#### Task requirements
Transcribe the listing verbatim. Do not carry over any pictures.

#### Given data
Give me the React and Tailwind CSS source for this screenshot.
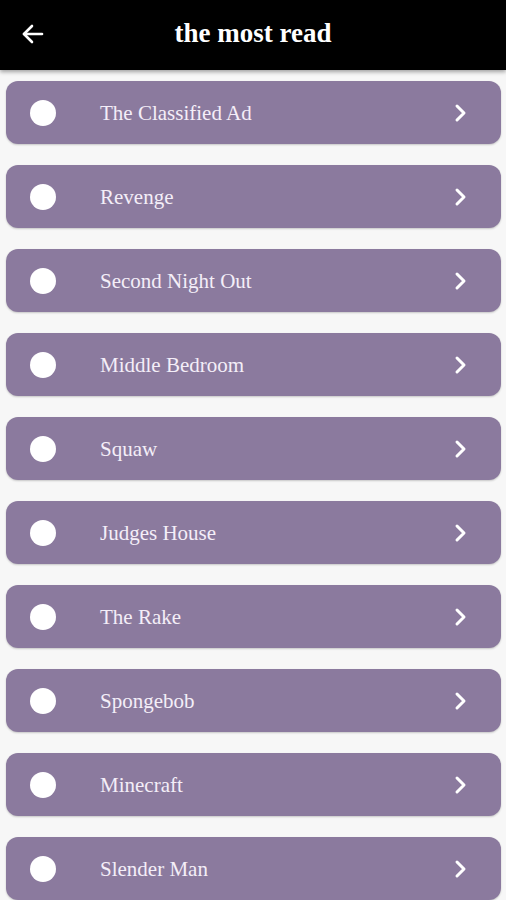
import React from "react";

const items = [
  "The Classified Ad",
  "Revenge",
  "Second Night Out",
  "Middle Bedroom",
  "Squaw",
  "Judges House",
  "The Rake",
  "Spongebob",
  "Minecraft",
  "Slender Man",
];

export default function App() {
  return (
    <div className="w-[506px] h-[900px] overflow-hidden bg-[#f7f7f7]" style={{ fontFamily: '"Liberation Serif", "DejaVu Serif", serif' }}>
      <div className="h-[70px] bg-black flex items-center relative shadow-[0_2px_4px_rgba(0,0,0,0.35)]">
        <svg className="absolute left-[21px] top-[23px]" width="24" height="22" viewBox="0 0 24 22" fill="none" stroke="white" strokeWidth="2.6" strokeLinecap="round" strokeLinejoin="round">
          <path d="M21 11H3" />
          <path d="M11 3L3 11l8 8" />
        </svg>
        <div className="w-full text-center text-white font-bold text-[27px] leading-none pb-[3px]">the most read</div>
      </div>
      <div className="flex flex-col gap-[21px] pl-[6px] pr-[5px] pt-[11px]">
        {items.map((t) => (
          <div key={t} className="h-[63px] shrink-0 rounded-[12px] bg-[#8b7a9e] flex items-center shadow-[0_1px_2px_rgba(0,0,0,0.2)]">
            <div className="w-[26px] h-[26px] rounded-full bg-white ml-[24px]" />
            <div className="ml-[44px] text-[#f4eef8] text-[21px] leading-none flex-1 pt-[2px]">{t}</div>
            <svg className="mr-[34px]" width="14" height="20" viewBox="0 0 14 20" fill="none" stroke="white" strokeWidth="3" strokeLinecap="round" strokeLinejoin="round">
              <path d="M4 3l7 7-7 7" />
            </svg>
          </div>
        ))}
      </div>
    </div>
  );
}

#### Worked solution
Give me the React and Tailwind CSS source for this screenshot.
import React from "react";

const items = [
  "The Classified Ad",
  "Revenge",
  "Second Night Out",
  "Middle Bedroom",
  "Squaw",
  "Judges House",
  "The Rake",
  "Spongebob",
  "Minecraft",
  "Slender Man",
];

export default function App() {
  return (
    <div className="w-[506px] h-[900px] overflow-hidden bg-[#f7f7f7]" style={{ fontFamily: '"Liberation Serif", "DejaVu Serif", serif' }}>
      <div className="h-[70px] bg-black flex items-center relative shadow-[0_2px_4px_rgba(0,0,0,0.35)]">
        <svg className="absolute left-[21px] top-[23px]" width="24" height="22" viewBox="0 0 24 22" fill="none" stroke="white" strokeWidth="2.6" strokeLinecap="round" strokeLinejoin="round">
          <path d="M21 11H3" />
          <path d="M11 3L3 11l8 8" />
        </svg>
        <div className="w-full text-center text-white font-bold text-[27px] leading-none pb-[3px]">the most read</div>
      </div>
      <div className="flex flex-col gap-[21px] pl-[6px] pr-[5px] pt-[11px]">
        {items.map((t) => (
          <div key={t} className="h-[63px] shrink-0 rounded-[12px] bg-[#8b7a9e] flex items-center shadow-[0_1px_2px_rgba(0,0,0,0.2)]">
            <div className="w-[26px] h-[26px] rounded-full bg-white ml-[24px]" />
            <div className="ml-[44px] text-[#f4eef8] text-[21px] leading-none flex-1 pt-[2px]">{t}</div>
            <svg className="mr-[34px]" width="14" height="20" viewBox="0 0 14 20" fill="none" stroke="white" strokeWidth="3" strokeLinecap="round" strokeLinejoin="round">
              <path d="M4 3l7 7-7 7" />
            </svg>
          </div>
        ))}
      </div>
    </div>
  );
}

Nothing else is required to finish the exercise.